Tori Richards reports at Watchdog.org,
The EPA has a record of releasing toxic runoff from mines in two tiny Colorado towns that dates to 2005, a local mine owner claims.

The 3-million-gallon heavy-metal spill two weeks ago in Silverton polluted three states and touched off national outrage. But the EPA escaped public wrath in 2005 when it secretly dumped up to 15,000 tons of poisonous waste into another mine 124 miles away. That dump – containing arsenic, lead and other materials – materialized in runoff in the town of Leadville, said Todd Hennis, who owns both mines along with numerous others.

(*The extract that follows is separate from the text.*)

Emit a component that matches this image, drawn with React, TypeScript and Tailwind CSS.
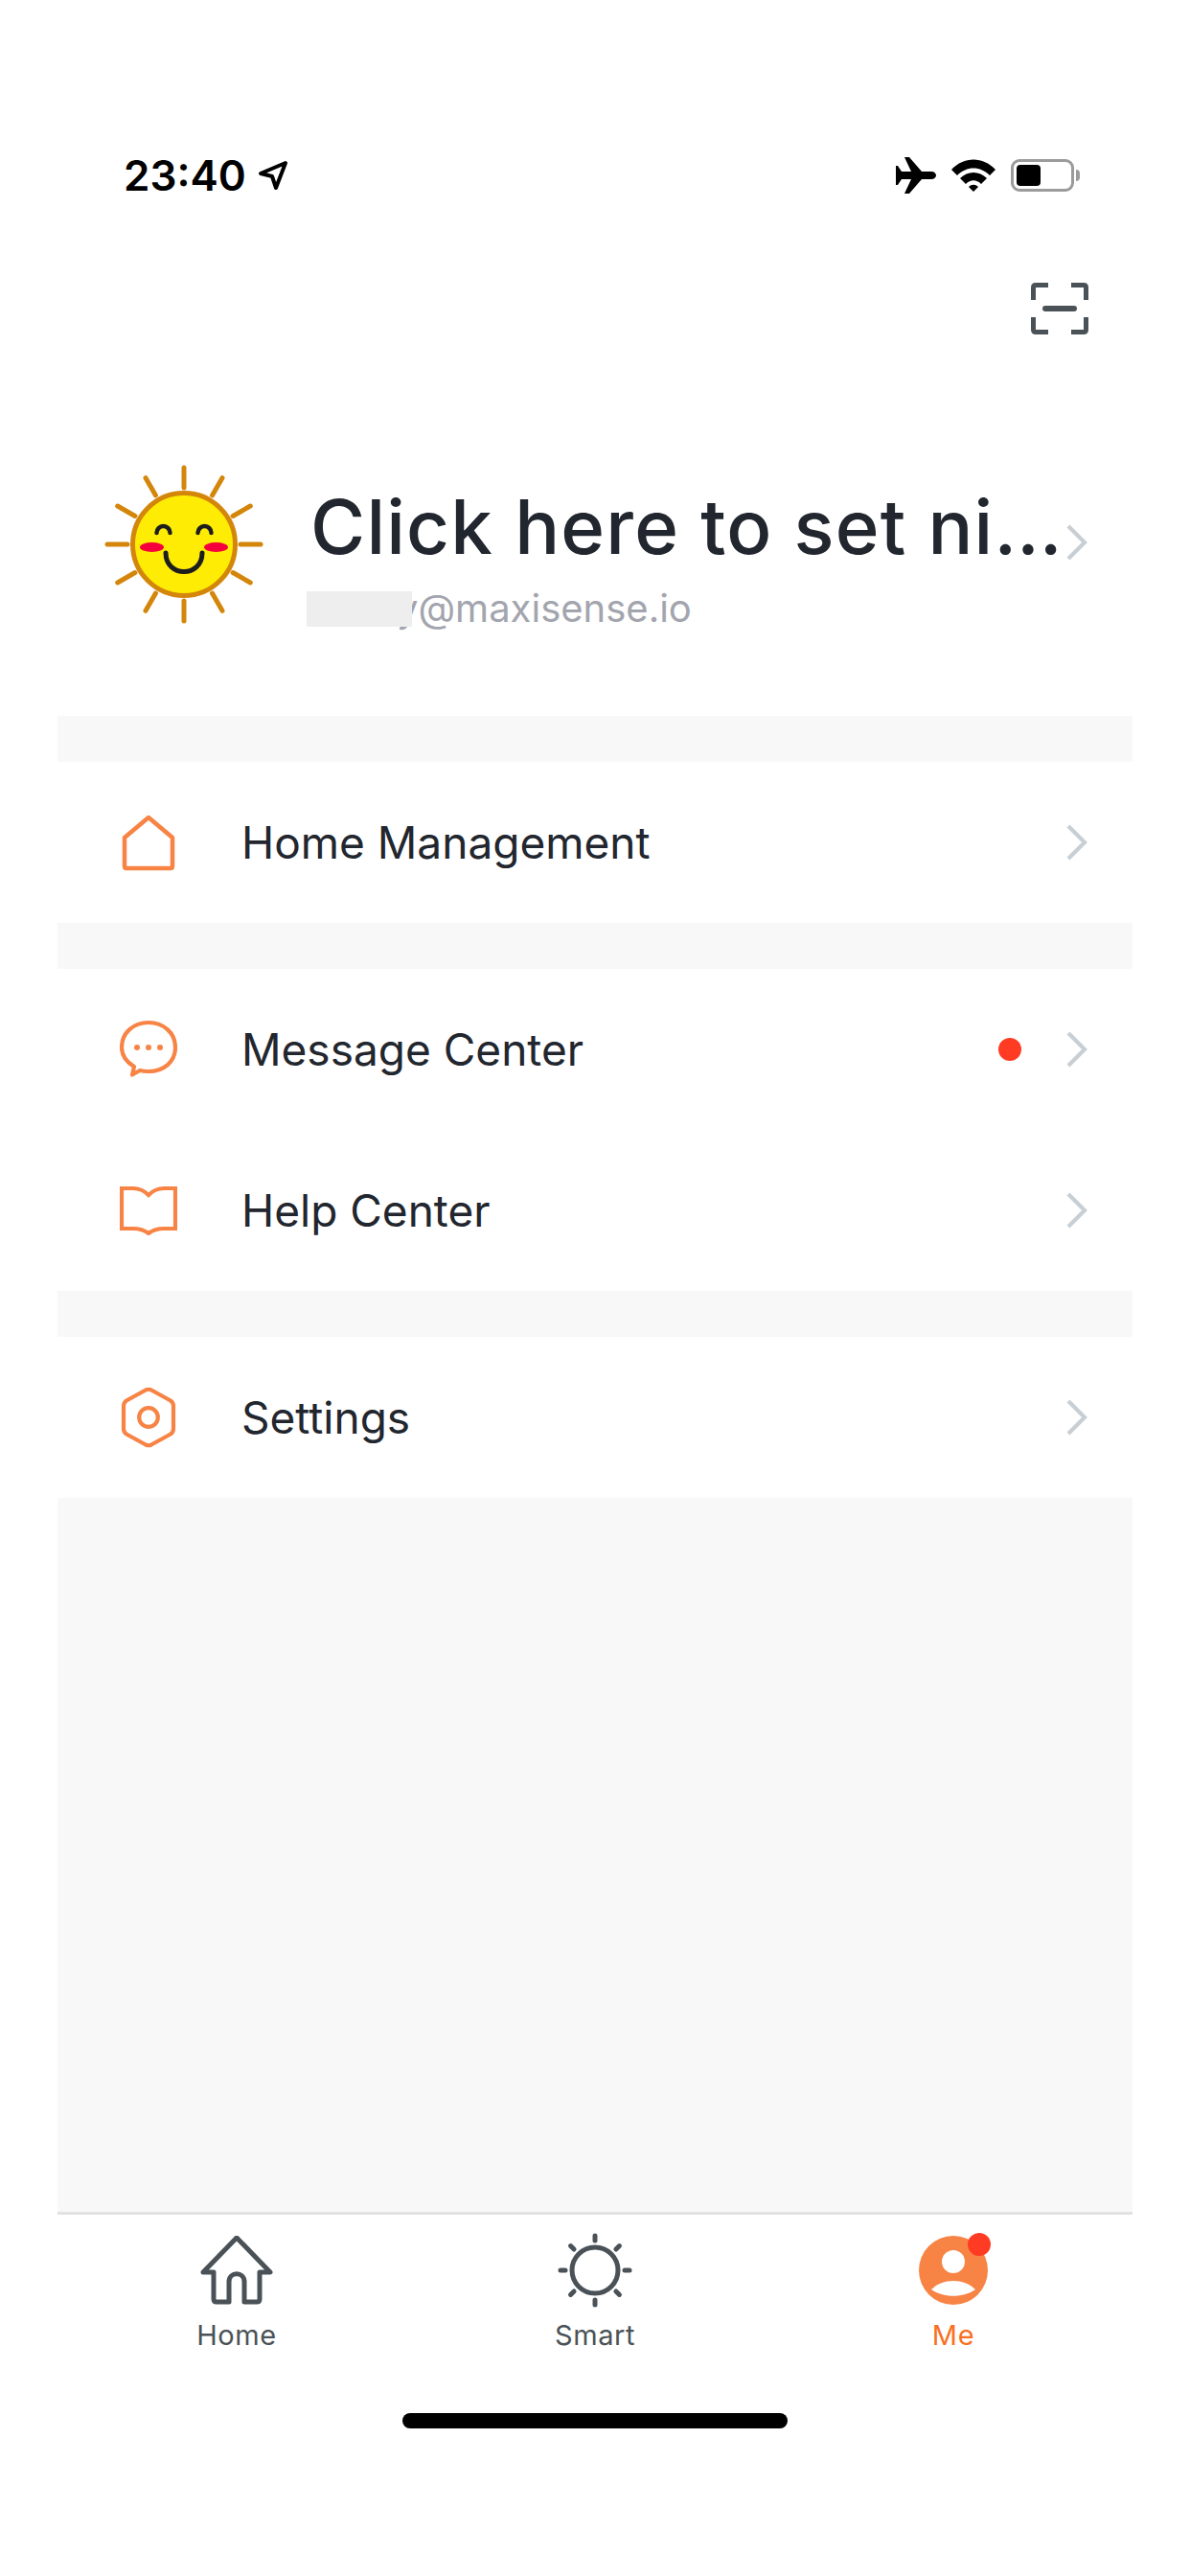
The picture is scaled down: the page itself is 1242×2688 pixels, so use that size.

“If a private company had done this, they would’ve been fined out of existence,” Hennis said. “I have been battling the EPA for 10 years and they have done nothing but create pollution.

Photo from the U.S. Environmental Protection Agency

EPA DISASTER: An estimated three million gallons of pollutants spilled into the Animas River after an EPA reclamation project was botched.

Richards continues her report,
“I said, ‘No, I don’t want you on my land out of fear that you will create additional pollution like you did in Leadville,’” Hennis said. The official request turned into a threat, Hennis said: “They said, ‘If you don’t give us access within four days, we will fine you $35,000 a day.’”

...When the EPA hit Hennis with $300,000 in fines, he said, he “waved the white flag” and allowed the agency on his property.